Receita de bolo ruim
por Francisco RussoPor mais que (ainda) não tenha se estabelecido como indústria, há algumas fórmulas no cinema brasileiro. Dentre elas, a de maior sucesso sem sombra de dúvidas é a comédia, na maioria das vezes calcada em um ícone popular que imprime sua personalidade a cada filme que realiza - que o diga Leandro Hassum, Fábio Porchat, Paulo Gustavo e tantos outros. Como não há muita diferença no estilo de humor empregado, fica a sensação de que estão sempre em uma certa zona de conforto, facilmente reconhecível independente do formato que se apresente, seja ele no teatro, na TV ou no cinema. É o comodismo por trás da fama, de forma a entregar ao público o que já está habituado, sem que haja qualquer risco.
Duas de Mim vai neste mesmo caminho, apostando firme em dois supostos trunfos: a versatilidade de Thalita Carauta, conhecida na TV como a Janete do Zorra Total e no cinema pelo belo desempenho no drama O Lobo Atrás da Porta, e a grife Cininha de Paula, veteraníssima da televisão que apenas agora, aos 64 anos, debuta como diretora de cinema. Para ambas, é fácil entender a atração pelo projeto. Se Thalita teria a chance de ser protagonista, e ainda por cima interpretando dois personagens, Cininha enfim poderia realizar o sonho em retornar às telonas, agora na função que a consagrou. O problema é que Duas de Mim é tão estereotipado que acaba sendo um tiro no pé para ambas.
Senão, vejamos: a história acompanha uma mulher batalhadora, que madruga para fazer quentinhas (e vendê-las, de porta em porta) antes de chegar ao trabalho em um requintado restaurante, onde não tem seu talento no fogão reconhecido. Mais do que isso: sofre todo tipo de pressão, seja econômico ou da própria família, que demanda sempre mais e mais. Um dia, ao retornar para casa, cruza na rua com uma vendedora - não por acaso, com ares de Mary Poppins - e, cansada do duro cotidiano, deseja que haja uma cópia de si. Uma mordida no bolo mágico e, voilá!, eis a réplica!
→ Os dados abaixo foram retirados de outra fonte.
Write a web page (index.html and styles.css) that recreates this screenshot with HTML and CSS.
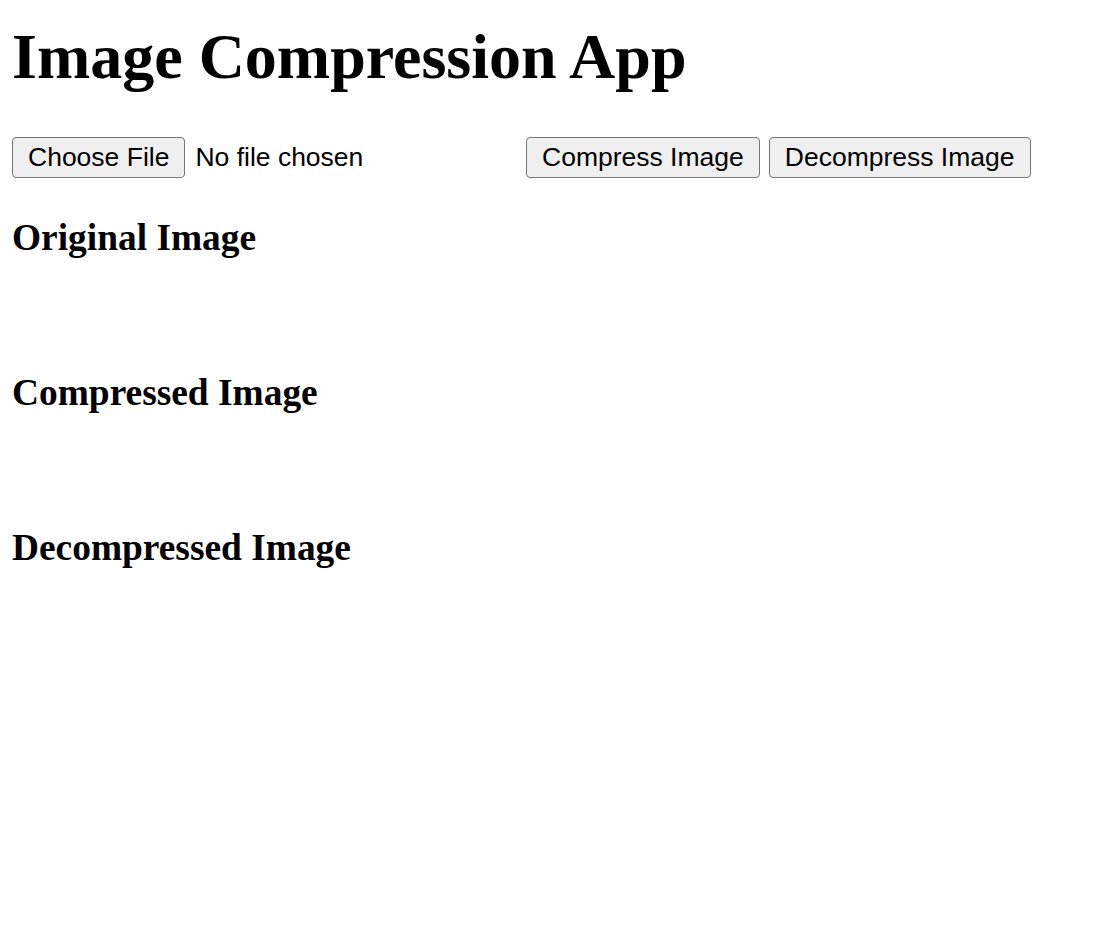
FILE: index.html
```html
<!DOCTYPE html>
<html lang="en">
<head>
  <meta charset="UTF-8">
  <title>Image Compression App</title>
  <link rel="stylesheet" href="styles.css">
</head>
<body>
  <h1>Image Compression App</h1>

  <!-- Upload and actions -->
  <div class="controls">
    <input type="file" id="file-input" accept="image/*">
    <button id="compress-btn">Compress Image</button>
    <button id="decompress-btn">Decompress Image</button>
  </div>

  <div class="section">
    <h2>Original Image</h2>
    <div class="preview" id="original"></div>
  </div>

  <div class="section">
    <h2>Compressed Image</h2>
    <div class="preview" id="compressed"></div>
  </div>

  <div class="section">
    <h2>Decompressed Image</h2>
    <div class="preview" id="decompressed"></div>
  </div>
</body>
</html>
```

FILE: styles.css
```css
body {
  margin: 0;
  padding: 12px;
  font-family: "Liberation Serif", "Times New Roman", serif;
  color: #000;
  background: #fff;
}
h1 {
  font-size: 64px;
  line-height: 74px;
  margin: 8px 0 43px;
}
.controls {
  display: flex;
  align-items: center;
  gap: 9px;
  margin-bottom: 38px;
}
.controls input[type="file"],
.controls button {
  font-family: "Liberation Sans", Arial, sans-serif;
  font-size: 26.5px;
  color: #000;
}
#file-input {
  width: 505px;
}
#file-input::file-selector-button,
.controls button {
  height: 41px;
  padding: 0 15px;
  background: #efefef;
  border: 1.5px solid #767676;
  border-radius: 4px;
  font-family: "Liberation Sans", Arial, sans-serif;
  font-size: 26.5px;
  color: #000;
  cursor: pointer;
}
#file-input::file-selector-button {
  margin-right: 10px;
}
.section h2 {
  font-size: 37.4px;
  line-height: 43px;
  margin: 0;
}
.preview {
  height: 112px;
}
```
Intencionalmente ingênuo, Duas de Mim assume como regra básica a ideia dos humilhados serão exaltados, a partir de um contexto onde os endinheirados são automaticamente vilões mal-humorados - aqui, personificado pela dona do restaurante, a caricatura interpretada por Alessandra Maestrini. Não há cinza neste universo, todos os personagens são facilmente identificáveis entre mocinhos e vilões. Entretanto, mais do que tamanha obviedade, o que incomoda de fato é a dinâmica existente entre a versão original e sua cópia, que aos poucos passam a se digladiar tendo como motivo maior o fato da nova versão ser mais liberal, sexualmente falando - o que, por si só, já é motivo de torná-la uma vilã. Simples assim.
Tamanho conservadorismo pode ser notado em vários outros aspectos do longa-metragem, seja pela linguagem absolutamente televisiva ou pela ambientação comportada dos personagens, que lhes imprime um tom escancaradamente falso. Para piorar, o roteiro da dupla Carolina Castro e L.G. Bayão é de uma conveniência impressionante, com problemas narrativos decorrentes de lacunas de memória inexplicáveis, mesmo ao se considerar o flerte com o universo fantástico. O resultado é uma sucessão de piadas jogadas a esmo, para que Thalita Carauta se vire com tão pouco em cena - o que, em alguns poucos momentos, ela até consegue.
Diante de tantos problemas estruturais, um dos poucos acertos é a escalação de Latino como par romântico da protagonista. Não que ele entregue uma grande atuação, mas o contraste do humilde faxineiro com a persona pública do cantor é tão intensa que o baque potencializa sua presença, trazendo um frescor pelo risco assumido. Já o trecho inspirado no programa Masterchef tem seus momentos interessantes, especialmente quando Thalita é confrontada com os cozinheiros/apresentadores. É quando se pode ter um vislumbre do talento da atriz, extremamente mal aproveitado nas sequências esquemáticas em que contracena consigo mesma.
Raso e sem identidade, Duas de Mim é uma receita de bolo mal feita que resulta em algo absolutamente sem sabor (ou risos) para o espectador. Em sua primeira tentativa de enveredar pelo cinema, Cininha de Paula faz televisão de má qualidade ao insistir em fórmulas batidas que, mais do que a mera repetição, pregam um conservadorismo preconceituoso inaceitável nos dias atuais.